Helena nickte stumm, obwohl jedes Wort wie ein Dolchstoß war.

"Natürlich," die Dame senkte ihre Stimme zu einem verschwörerischen Flüstern, "zwischen uns gesagt, der junge Graf könnte etwas mehr Bescheidenheit vertragen. Er ist zu sehr von sich überzeugt, dieser Bertram. Es würde ihm nicht schaden, einmal abgewiesen zu werden."

In diesem Moment drehte sich Bertram um und bemerkte, dass man über ihn sprach. Sein Blick glitt über Helena hinweg, ohne sie wirklich zu sehen, und wandte sich dann einer jungen Frau zu, die gerade eingetreten war – Mademoiselle de Valois, die Tochter eines Herzogs, schön wie ein Gemälde und strahlend in Seide und Perlen.

Helena sah zu, wie Bertram sich vor der jungen Frau verbeugte, wie er ihr die Hand küsste, wie sie lächelte und errötete. Sie sah die selbstverständliche Art, mit der er sich bewegte, die mühelose Anmut des Privilegierten. Und sie verstand mit schmerzhafter Klarheit, dass sie und Bertram in verschiedenen Welten lebten, getrennt durch einen Abgrund, den keine Liebe überbrücken konnte.

Sie verließ die Halle, bevor die Tränen kommen konnten.

Draußen, im kühlen Abendwind, lehnte Helena sich gegen die Schlossmauer und atmete tief durch. Der Lärm des Festes drang gedämpft durch die dicken Steinwände – Musik, Lachen, das Klirren von Gläsern. Die Geräusche einer Welt, zu der sie nicht gehörte.

"Was tue ich hier?" flüsterte sie in die Dunkelheit. "Was soll aus mir werden?"

Keine Antwort kam, nur das Rauschen des Windes in den Ulmen.

Sie dachte an die Schriften ihres Vaters, die versteckt in ihrer Kammer lagen. In den letzten vier Jahren hatte sie jede freie Minute damit verbracht, sie zu studieren, zu verstehen, zu vervollständigen. Sie hatte heimlich Kräuter gesammelt, hatte experimentiert, hatte Lösungen gefunden für Probleme, die ihr Vater offen gelassen hatte. Das Rezept für die Königsfistel war nun vollständig – sie war sicher. Sie hatte es getestet an Tieren, hatte gesehen, wie Wunden heilten, die vorher unheilbar schienen.

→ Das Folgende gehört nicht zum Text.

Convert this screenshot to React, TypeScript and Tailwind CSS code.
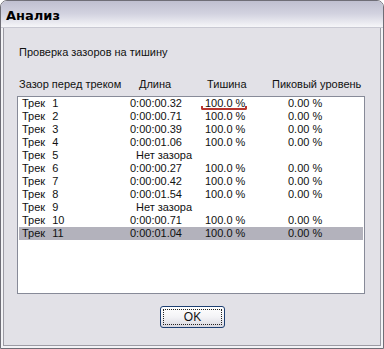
const rows: { name: string; len?: string; silence?: string; peak?: string }[] = [
  { name: "1", len: "0:00:00.32", silence: "100.0 %", peak: "0.00 %" },
  { name: "2", len: "0:00:00.71", silence: "100.0 %", peak: "0.00 %" },
  { name: "3", len: "0:00:00.39", silence: "100.0 %", peak: "0.00 %" },
  { name: "4", len: "0:00:01.06", silence: "100.0 %", peak: "0.00 %" },
  { name: "5" },
  { name: "6", len: "0:00:00.27", silence: "100.0 %", peak: "0.00 %" },
  { name: "7", len: "0:00:00.42", silence: "100.0 %", peak: "0.00 %" },
  { name: "8", len: "0:00:01.54", silence: "100.0 %", peak: "0.00 %" },
  { name: "9" },
  { name: "10", len: "0:00:00.71", silence: "100.0 %", peak: "0.00 %" },
  { name: "11", len: "0:00:01.04", silence: "100.0 %", peak: "0.00 %" },
];

export default function App() {
  return (
    <div
      className="flex h-[349px] w-[384px] flex-col overflow-hidden rounded-t-[7px] border border-[#6f6e77] bg-[#f3f3f6] text-[11px] text-[#111]"
      style={{ fontFamily: '"Liberation Sans", Arial, sans-serif' }}
    >
      {/* Title bar */}
      <div className="flex h-[27px] shrink-0 items-center border-b border-[#c9c9d3] bg-gradient-to-b from-[#bfbfd0] via-[#d3d3e0] to-[#f6f6f9] pl-[5px] pt-[3px]">
        <span
          className="text-[13px] font-bold text-black"
          style={{ fontFamily: '"DejaVu Sans", sans-serif' }}
        >
          Анализ
        </span>
      </div>

      {/* Body */}
      <div className="mx-[2px] mb-[2px] flex flex-1 flex-col border-x border-b border-[#9c9ba4] bg-[#e2e1e7]">
        <div className="mt-[18px] pl-[15px] leading-[13px]">Проверка зазоров на тишину</div>

        <div className="mt-[19px] grid grid-cols-[120px_68px_65px_1fr] pl-[15px] leading-[13px]">
          <span>Зазор перед треком</span>
          <span>Длина</span>
          <span>Тишина</span>
          <span>Пиковый уровень</span>
        </div>

        {/* List */}
        <div className="ml-[13px] mt-[5px] h-[198px] w-[348px] border border-[#878a98] bg-white px-[1px]">
          {rows.map((r, i) => (
            <div
              key={r.name}
              className={
                "grid h-[13px] grid-cols-[111px_75px_83px_1fr] items-center leading-[13px] " +
                (i === rows.length - 1 ? "bg-[#b3b2bc]" : "")
              }
            >
              <span className="flex gap-[7px] pl-[3px]">
                <span>Трек</span>
                <span>{r.name}</span>
              </span>
              {r.len ? (
                <>
                  <span>{r.len}</span>
                  <span className="relative">
                    {r.silence}
                    {i === 0 ? (
                      <span className="absolute left-[-4px] top-[9px] h-[4px] w-[46px] rounded-b-[2px] border-2 border-t-0 border-[#b8342c]" />
                    ) : null}
                  </span>
                  <span>{r.peak}</span>
                </>
              ) : (
                <span className="col-span-2 pl-[6px]">Нет зазора</span>
              )}
            </div>
          ))}
        </div>

        {/* OK */}
        <div className="mt-[12px] pl-[156px]">
          <button className="flex h-[22px] w-[65px] items-center justify-center rounded-[3px] border border-[#1d3f72] bg-gradient-to-b from-white via-[#f3f3f6] to-[#d9d8e0] p-[2px]">
            <span className="flex h-full w-full items-center justify-center border border-dotted border-[#222] text-[12px]">
              OK
            </span>
          </button>
        </div>
      </div>
    </div>
  );
}
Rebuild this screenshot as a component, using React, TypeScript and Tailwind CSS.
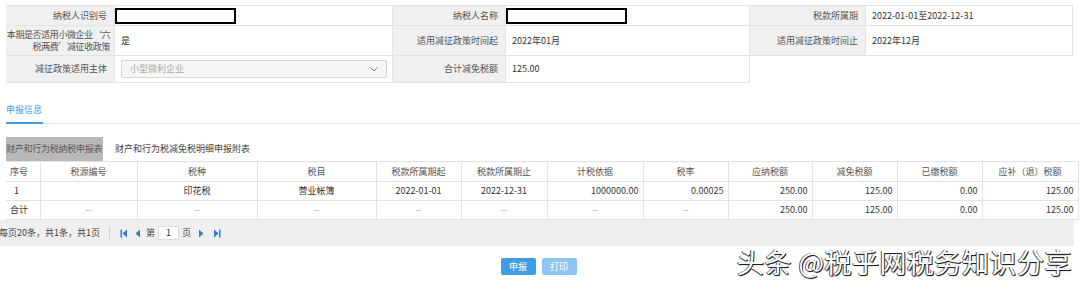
import React from "react";

const font = { fontFamily: '"Noto Sans CJK SC", "Liberation Sans", sans-serif' };

const Label = ({ children, className = "" }: { children: React.ReactNode; className?: string }) => (
  <div
    className={`bg-[#f0f0f0] border-b border-r border-[#e3e3e3] flex items-center justify-end pr-[7px] text-[9px] text-[#555] text-right leading-[12px] ${className}`}
  >
    {children}
  </div>
);

const Value = ({ children, className = "" }: { children?: React.ReactNode; className?: string }) => (
  <div
    className={`border-b border-r border-[#e3e3e3] flex items-center pl-[6px] text-[9px] text-[#333] ${className}`}
  >
    {children}
  </div>
);

const Masked = () => <div className="h-[16px] w-[121px] border-2 border-black bg-white -ml-[6px]" />;

const columns = [
  { title: "序号", w: "w-[34px]" },
  { title: "税源编号", w: "w-[97px]" },
  { title: "税种", w: "w-[120px]" },
  { title: "税目", w: "w-[119px]" },
  { title: "税款所属期起", w: "w-[85px]" },
  { title: "税款所属期止", w: "w-[86px]" },
  { title: "计税依据", w: "w-[96px]" },
  { title: "税率", w: "w-[85px]" },
  { title: "应纳税额", w: "w-[84px]" },
  { title: "减免税额", w: "w-[85px]" },
  { title: "已缴税额", w: "w-[85px]" },
  { title: "应补（退）税额", w: "w-[96px]" },
];

const rows = [
  ["1", "", "印花税", "营业帐簿", "2022-01-01", "2022-12-31", "1000000.00", "0.00025", "250.00", "125.00", "0.00", "125.00"],
  ["合计", "--", "--", "--", "--", "--", "--", "--", "250.00", "125.00", "0.00", "125.00"],
];

// alignment per column: c = center, r = right, l = left
const align = ["l", "c", "c", "c", "c", "c", "r", "r", "r", "r", "r", "r"];

const PagerIcon = ({ dir, bar }: { dir: "l" | "r"; bar?: boolean }) => (
  <svg width="8" height="9" viewBox="0 0 8 9" className="fill-[#2f7fd8]">
    {dir === "l" ? (
      <>
        {bar && <rect x="0.5" y="0.5" width="1.5" height="8" />}
        <polygon points={bar ? "7,0.5 2.5,4.5 7,8.5" : "6,0.5 1.5,4.5 6,8.5"} />
      </>
    ) : (
      <>
        <polygon points={bar ? "1,0.5 5.5,4.5 1,8.5" : "2,0.5 6.5,4.5 2,8.5"} />
        {bar && <rect x="6" y="0.5" width="1.5" height="8" />}
      </>
    )}
  </svg>
);

export default function App() {
  return (
    <div className="relative w-[1080px] h-[282px] bg-white overflow-hidden" style={font}>
      <div className="pl-[6px] pt-[5px]">
        {/* top form */}
        <div className="grid grid-cols-[109px_278px_113px_244px_116px_207px] border-t border-[#e3e3e3] w-[1067px]">
          <Label className="h-[20px]">纳税人识别号</Label>
          <Value>
            <Masked />
          </Value>
          <Label>纳税人名称</Label>
          <Value>
            <Masked />
          </Value>
          <Label>税款所属期</Label>
          <Value>2022-01-01至2022-12-31</Value>

          <Label className="h-[30px] !pr-[4px] tracking-[-0.4px] whitespace-nowrap">
            <span>
              本期是否适用小微企业‘六
              <br />
              税两费’减征收政策
            </span>
          </Label>
          <Value>是</Value>
          <Label>适用减征政策时间起</Label>
          <Value>2022年01月</Value>
          <Label>适用减征政策时间止</Label>
          <Value>2022年12月</Value>

          <Label className="h-[27px]">减征政策适用主体</Label>
          <Value>
            <div className="h-[18px] w-[266px] border border-[#d6d6d6] rounded-[2px] bg-[#f6f6f6] flex items-center justify-between px-[8px] text-[#aaa]">
              <span>小型微利企业</span>
              <svg width="8" height="5" viewBox="0 0 8 5" fill="none" stroke="#888" strokeWidth="1">
                <polyline points="0.5,0.5 4,4 7.5,0.5" />
              </svg>
            </div>
          </Value>
          <Label>合计减免税额</Label>
          <Value>125.00</Value>
          <div />
          <div />
        </div>

        {/* main tab */}
        <div className="mt-[20px] border-b border-[#e6e6e6] w-[1074px] h-[21px] flex items-end">
          <div className="w-[37px] h-[21px] border-b-2 border-[#3f9be6] -mb-px text-[9px] text-[#3f9be6] leading-[14px]">
            申报信息
          </div>
        </div>

        {/* sub tabs */}
        <div className="mt-[13px] flex h-[24px] items-center text-[9px]">
          <div className="w-[97px] h-[24px] bg-[#b8b8b8] text-[#5c5c5c] flex items-center whitespace-nowrap tracking-[-0.25px]">
            财产和行为税纳税申报表
          </div>
          <div className="ml-[12px] text-[#444]">财产和行为税减免税明细申报附表</div>
        </div>

        {/* table */}
        <table className="table-fixed border-collapse text-[9px] w-[1072px]">
          <thead>
            <tr className="h-[20px]">
              {columns.map((c, i) => (
                <th
                  key={c.title}
                  className={`${c.w} font-normal text-[#555] border-t border-b border-r border-[#e3e3e3] whitespace-nowrap ${
                    i === 0 ? "text-left pl-[4px]" : "text-center"
                  }`}
                >
                  {c.title}
                </th>
              ))}
            </tr>
          </thead>
          <tbody>
            {rows.map((r, ri) => (
              <tr key={ri} className="h-[19px]">
                {r.map((v, i) => (
                  <td
                    key={i}
                    className={`border-b border-r border-[#e3e3e3] whitespace-nowrap ${
                      v === "--" ? "text-[#aaa]" : "text-[#333]"
                    } ${
                      align[i] === "l"
                        ? i === 0 && v === "1"
                          ? "text-left pl-[8px]"
                          : "text-left pl-[4px]"
                        : align[i] === "c" || v === "--"
                        ? "text-center"
                        : "text-right pr-[4px]"
                    }`}
                  >
                    {v}
                  </td>
                ))}
              </tr>
            ))}
          </tbody>
        </table>

        {/* pager */}
        <div className="h-[26px] bg-[#efefef] w-[1074px] -ml-[6px] flex items-center text-[9px] text-[#444]">
          <span className="-ml-[1px]">每页20条，共1条，共1页</span>
          <div className="ml-[9px] w-px h-[14px] bg-[#d0d0d0]" />
          <div className="ml-[10px] flex items-center gap-[6px]">
            <PagerIcon dir="l" bar />
            <PagerIcon dir="l" />
          </div>
          <span className="ml-[4px]">第</span>
          <div className="ml-[3px] w-[21px] h-[14px] bg-white border border-[#ddd] flex items-center justify-center text-[#333]">
            1
          </div>
          <span className="ml-[3px]">页</span>
          <div className="ml-[6px] flex items-center gap-[8px]">
            <PagerIcon dir="r" />
            <PagerIcon dir="r" bar />
          </div>
        </div>

        {/* buttons */}
        <div className="mt-[12px] flex justify-center gap-[6px] w-[1074px] -ml-[6px] pl-[3px]">
          <button className="w-[35px] h-[17px] rounded-[2px] bg-[#3f9de6] text-white text-[9px] leading-none">
            申报
          </button>
          <button className="w-[35px] h-[17px] rounded-[2px] bg-[#8ec5f2] text-white text-[9px] leading-none">
            打印
          </button>
        </div>
      </div>

      {/* watermark */}
      <div className="absolute left-[737px] top-[246px] text-[27px] leading-[32px] text-white tracking-[0.5px] [text-shadow:1px_1px_0_#222,-1px_0_0_#555,0_1px_1px_#222]">
        头条 @税乎网税务知识分享
      </div>
    </div>
  );
}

Aber was nützte ihr all dieses Wissen? Sie war eine Frau. Niemand würde sie als Ärztin anerkennen. Niemand würde ihr erlauben, den König zu behandeln. Ihr Wissen war wertlos, solange sie in diesem Körper, in dieser Rolle gefangen war.

"Fräulein Helena?"

Sie zuckte zusammen. Aus dem Schatten der Torbögen trat eine Gestalt – Lavatch, der Narr der Gräfin, ein älterer Mann mit scharfem Verstand, der sich hinter Scherzen und Späßen verbarg.